The mischief began with the Anglicized elite that was ignorant of Indian realities and hit the characters of Savarkar, Vivekananda, Laxmibai and Shivaji on the basis of half-baked hearsay. People are neither blind nor deaf and dumb. They see the daily doses of political spaghettis doled out to the various sections of ‘minorities (read Muslims). Not just the oft-repeated case of grants to Haj and the negligible amount spent on Kailas Manasarovar yatra, or the Shahbano case, the scholarships, extension of the campuses of universities considered as Muslim in character, bank loans, special provisions for Muslim dominated areas and for minority institutions, like no compulsion to apply reservation policy of the government, and now the demand to exempt them from RTI Act too add up to the already accumulated load of being deprived inspite of being at the receiving end for the last several centuries for just being a Hindu.

That springs up comparisons with Aurangzeb's jijiya and the Gazhnavi loot and discrimination resulting in the extreme postures and extreme reactions. Suppose five Muslims are ousted just for being Muslims by a hateful section of the society and their women insulted in a village of any state of the country. Try to imagine the wild reaction it would attract not just within India but abroad too, with UN being roped in and a strong comment from the Capitol Hills. Now, don't imagine but see the harsh reality. Five lakh, sorry for being indigenous, half a million Hindus have been in a forced exile from Kashmir for the last two decades. Not even the anniversary of the day when they were ousted through the loudspeakers blaring from the pulpits of the mosques in the Valley is observed. Everyone has accepted it as a fait accompli. ‘Gujarat' has become a national anthem of hate among the secular Staliists. With an oath that Godhra will never be mentioned. This has put a large section of the Hindus in a quandary. They want to remain as Hindus as a Hindu should be, as a Hindu had always been. But they are being pushed to become Islamists in their responses in order to be heard.

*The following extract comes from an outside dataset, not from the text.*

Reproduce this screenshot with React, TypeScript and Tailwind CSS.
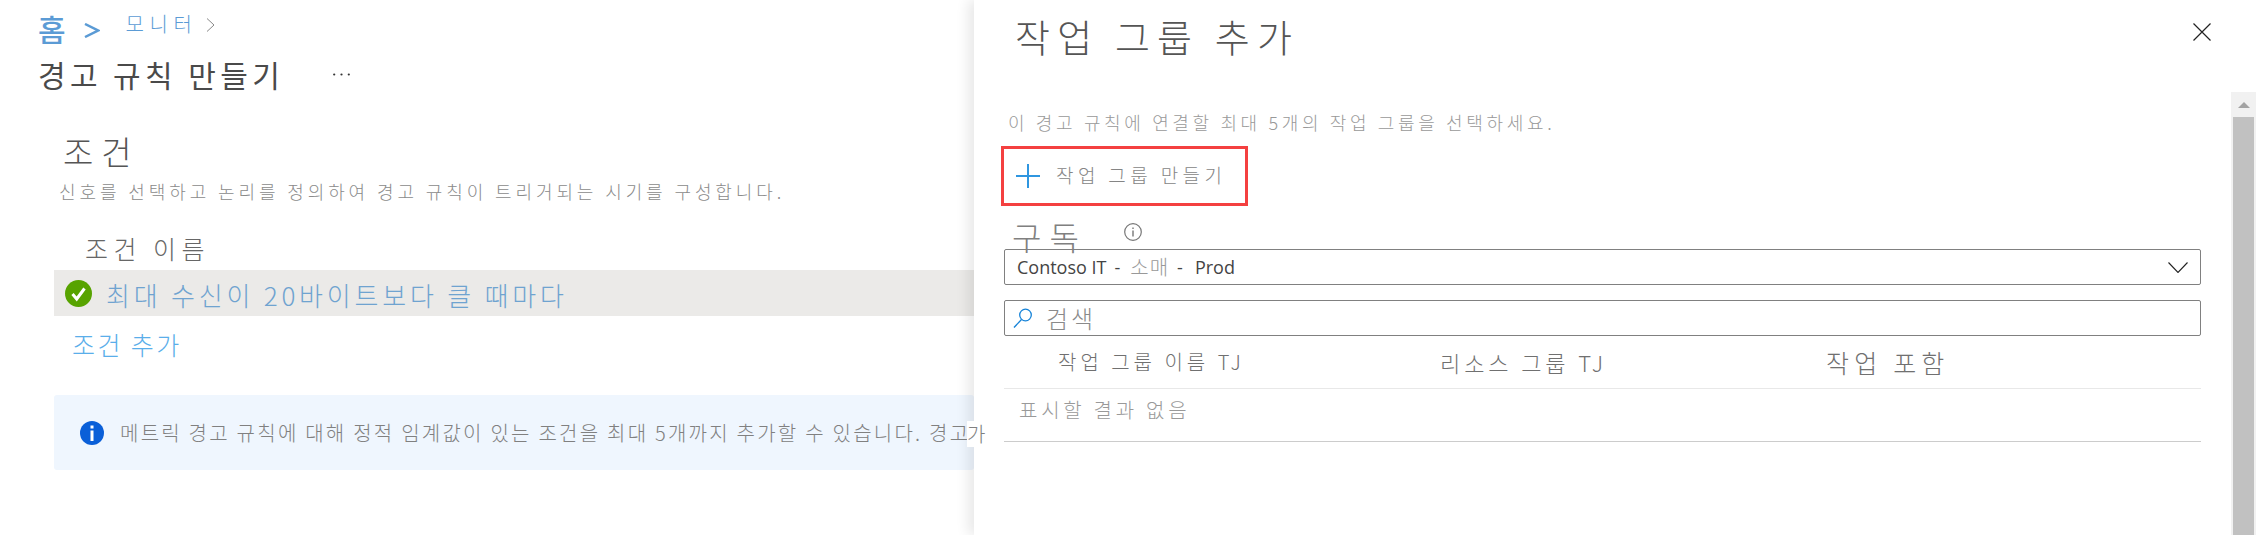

The banning business is an un-Hindu act. But we have developed a love for it. Hopelessly, we are Talibanising or minority-sing voices that would have otherwise spoken of sanity and reason. A friend researched for years, and found neither Husain was anti-Hindu or Akbar a bad king for the Hindus. Even though I have deep respect for his impeccable scholarship and unquestionable integrity, and over and above everything else, he is one of us, a strong Hindutva votary, I found it very uncomfortable to support his findings publicly. But should I remain so? Should I hide my support for the new facts just out of fear of the unknown and losing a stand I had been nursing for so long? I feel, if my pride for being a Hindu is genuine, I must come out openly in support of the truth, even at a high cost of losing some friends. And it is this point of departure that I feel strongly to stand for India and for our Indianness. Savarkar did it on his stand on temple entry and cow slaughter, Vivekananda hit hard at the ill-conceived practices of the so-called high-caste Hindus, Hedgewar conceived and implemented the most revolutionary movement India has ever witnessed by introducing a new idiom and order to consolidate and reform Hindus. If Indianness means respect for dialogue and belief in winning the opponent through a civil exchange of views, it must be visible in our behaviour too.

This virtue, that defines India, that interprets our essence of being Indians, whether Muslims or Christians or Hindus, can't be mortgaged to the vote bank traders of UP and Rajasthan or of any other state. We must be ready to hear voices that are not music to us and rebut with confidence if untruth is blared by the opponent. Liberating India means reasserting our Indianness, without being apologetic for the quintessential Hindu character of the nation and unshackling from the gora log complexes and burdens of superiority. It's more important than making a temple or winning an election.